[YOUR INSTRUCTIONS] Set each record down exactly, excluding all images.

--- DATA ROWS ---

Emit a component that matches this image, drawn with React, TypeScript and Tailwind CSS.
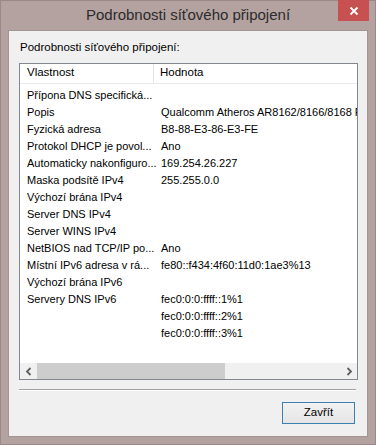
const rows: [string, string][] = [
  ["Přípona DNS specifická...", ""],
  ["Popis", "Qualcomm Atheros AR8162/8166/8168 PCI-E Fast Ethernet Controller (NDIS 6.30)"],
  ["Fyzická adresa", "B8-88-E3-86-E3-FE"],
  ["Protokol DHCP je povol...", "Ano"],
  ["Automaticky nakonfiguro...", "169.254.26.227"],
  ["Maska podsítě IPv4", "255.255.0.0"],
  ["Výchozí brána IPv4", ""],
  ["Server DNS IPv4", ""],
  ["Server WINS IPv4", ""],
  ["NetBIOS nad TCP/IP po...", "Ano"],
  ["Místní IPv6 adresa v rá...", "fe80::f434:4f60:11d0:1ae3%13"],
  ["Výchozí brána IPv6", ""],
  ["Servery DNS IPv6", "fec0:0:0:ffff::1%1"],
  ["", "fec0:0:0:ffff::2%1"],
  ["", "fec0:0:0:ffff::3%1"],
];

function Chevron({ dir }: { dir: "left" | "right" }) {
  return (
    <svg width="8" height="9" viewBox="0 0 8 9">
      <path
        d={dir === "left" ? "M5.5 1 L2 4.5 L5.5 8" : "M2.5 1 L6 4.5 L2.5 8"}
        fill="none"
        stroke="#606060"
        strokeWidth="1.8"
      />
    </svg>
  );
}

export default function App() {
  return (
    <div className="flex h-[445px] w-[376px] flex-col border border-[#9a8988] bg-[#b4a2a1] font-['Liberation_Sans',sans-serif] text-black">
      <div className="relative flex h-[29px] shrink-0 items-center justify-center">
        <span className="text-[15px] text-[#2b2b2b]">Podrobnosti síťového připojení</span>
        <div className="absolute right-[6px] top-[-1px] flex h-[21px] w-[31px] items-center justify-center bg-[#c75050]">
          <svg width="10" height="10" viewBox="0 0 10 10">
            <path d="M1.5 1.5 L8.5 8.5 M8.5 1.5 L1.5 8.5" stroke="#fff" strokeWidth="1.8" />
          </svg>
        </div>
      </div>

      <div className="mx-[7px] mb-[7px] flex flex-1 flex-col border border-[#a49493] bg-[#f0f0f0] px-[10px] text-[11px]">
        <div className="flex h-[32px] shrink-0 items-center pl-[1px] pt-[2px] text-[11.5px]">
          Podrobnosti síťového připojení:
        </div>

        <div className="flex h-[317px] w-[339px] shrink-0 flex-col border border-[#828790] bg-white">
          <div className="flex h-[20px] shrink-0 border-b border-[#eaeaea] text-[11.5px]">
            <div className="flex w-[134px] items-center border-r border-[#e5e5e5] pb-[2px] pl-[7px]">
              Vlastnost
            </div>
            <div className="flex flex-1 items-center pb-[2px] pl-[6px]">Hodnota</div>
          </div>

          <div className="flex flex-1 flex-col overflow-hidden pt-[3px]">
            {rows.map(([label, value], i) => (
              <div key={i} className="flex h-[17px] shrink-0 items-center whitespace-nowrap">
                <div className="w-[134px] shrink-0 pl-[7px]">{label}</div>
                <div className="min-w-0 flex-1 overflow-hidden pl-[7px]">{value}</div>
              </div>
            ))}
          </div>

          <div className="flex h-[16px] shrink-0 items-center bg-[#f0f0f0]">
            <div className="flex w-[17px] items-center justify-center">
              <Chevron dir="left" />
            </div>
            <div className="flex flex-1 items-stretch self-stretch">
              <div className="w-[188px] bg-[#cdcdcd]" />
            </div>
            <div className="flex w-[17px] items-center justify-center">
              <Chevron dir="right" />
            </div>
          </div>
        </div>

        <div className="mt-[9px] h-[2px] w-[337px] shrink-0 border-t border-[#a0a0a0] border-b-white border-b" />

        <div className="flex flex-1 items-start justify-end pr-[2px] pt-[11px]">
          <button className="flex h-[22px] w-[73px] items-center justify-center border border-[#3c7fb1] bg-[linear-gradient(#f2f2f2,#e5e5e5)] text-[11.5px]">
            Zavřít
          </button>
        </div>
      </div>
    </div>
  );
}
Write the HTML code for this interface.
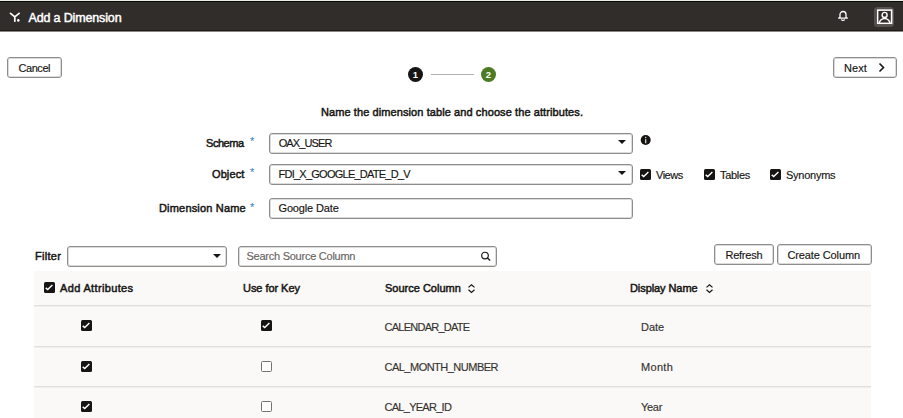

---

[RESULT]
Emit a component that matches this image, drawn with React, TypeScript and Tailwind CSS.
const rows: [string, string][] = [
  ["Přípona DNS specifická...", ""],
  ["Popis", "Qualcomm Atheros AR8162/8166/8168 PCI-E Fast Ethernet Controller (NDIS 6.30)"],
  ["Fyzická adresa", "B8-88-E3-86-E3-FE"],
  ["Protokol DHCP je povol...", "Ano"],
  ["Automaticky nakonfiguro...", "169.254.26.227"],
  ["Maska podsítě IPv4", "255.255.0.0"],
  ["Výchozí brána IPv4", ""],
  ["Server DNS IPv4", ""],
  ["Server WINS IPv4", ""],
  ["NetBIOS nad TCP/IP po...", "Ano"],
  ["Místní IPv6 adresa v rá...", "fe80::f434:4f60:11d0:1ae3%13"],
  ["Výchozí brána IPv6", ""],
  ["Servery DNS IPv6", "fec0:0:0:ffff::1%1"],
  ["", "fec0:0:0:ffff::2%1"],
  ["", "fec0:0:0:ffff::3%1"],
];

function Chevron({ dir }: { dir: "left" | "right" }) {
  return (
    <svg width="8" height="9" viewBox="0 0 8 9">
      <path
        d={dir === "left" ? "M5.5 1 L2 4.5 L5.5 8" : "M2.5 1 L6 4.5 L2.5 8"}
        fill="none"
        stroke="#606060"
        strokeWidth="1.8"
      />
    </svg>
  );
}

export default function App() {
  return (
    <div className="flex h-[445px] w-[376px] flex-col border border-[#9a8988] bg-[#b4a2a1] font-['Liberation_Sans',sans-serif] text-black">
      <div className="relative flex h-[29px] shrink-0 items-center justify-center">
        <span className="text-[15px] text-[#2b2b2b]">Podrobnosti síťového připojení</span>
        <div className="absolute right-[6px] top-[-1px] flex h-[21px] w-[31px] items-center justify-center bg-[#c75050]">
          <svg width="10" height="10" viewBox="0 0 10 10">
            <path d="M1.5 1.5 L8.5 8.5 M8.5 1.5 L1.5 8.5" stroke="#fff" strokeWidth="1.8" />
          </svg>
        </div>
      </div>

      <div className="mx-[7px] mb-[7px] flex flex-1 flex-col border border-[#a49493] bg-[#f0f0f0] px-[10px] text-[11px]">
        <div className="flex h-[32px] shrink-0 items-center pl-[1px] pt-[2px] text-[11.5px]">
          Podrobnosti síťového připojení:
        </div>

        <div className="flex h-[317px] w-[339px] shrink-0 flex-col border border-[#828790] bg-white">
          <div className="flex h-[20px] shrink-0 border-b border-[#eaeaea] text-[11.5px]">
            <div className="flex w-[134px] items-center border-r border-[#e5e5e5] pb-[2px] pl-[7px]">
              Vlastnost
            </div>
            <div className="flex flex-1 items-center pb-[2px] pl-[6px]">Hodnota</div>
          </div>

          <div className="flex flex-1 flex-col overflow-hidden pt-[3px]">
            {rows.map(([label, value], i) => (
              <div key={i} className="flex h-[17px] shrink-0 items-center whitespace-nowrap">
                <div className="w-[134px] shrink-0 pl-[7px]">{label}</div>
                <div className="min-w-0 flex-1 overflow-hidden pl-[7px]">{value}</div>
              </div>
            ))}
          </div>

          <div className="flex h-[16px] shrink-0 items-center bg-[#f0f0f0]">
            <div className="flex w-[17px] items-center justify-center">
              <Chevron dir="left" />
            </div>
            <div className="flex flex-1 items-stretch self-stretch">
              <div className="w-[188px] bg-[#cdcdcd]" />
            </div>
            <div className="flex w-[17px] items-center justify-center">
              <Chevron dir="right" />
            </div>
          </div>
        </div>

        <div className="mt-[9px] h-[2px] w-[337px] shrink-0 border-t border-[#a0a0a0] border-b-white border-b" />

        <div className="flex flex-1 items-start justify-end pr-[2px] pt-[11px]">
          <button className="flex h-[22px] w-[73px] items-center justify-center border border-[#3c7fb1] bg-[linear-gradient(#f2f2f2,#e5e5e5)] text-[11.5px]">
            Zavřít
          </button>
        </div>
      </div>
    </div>
  );
}
Write the HTML code for this interface.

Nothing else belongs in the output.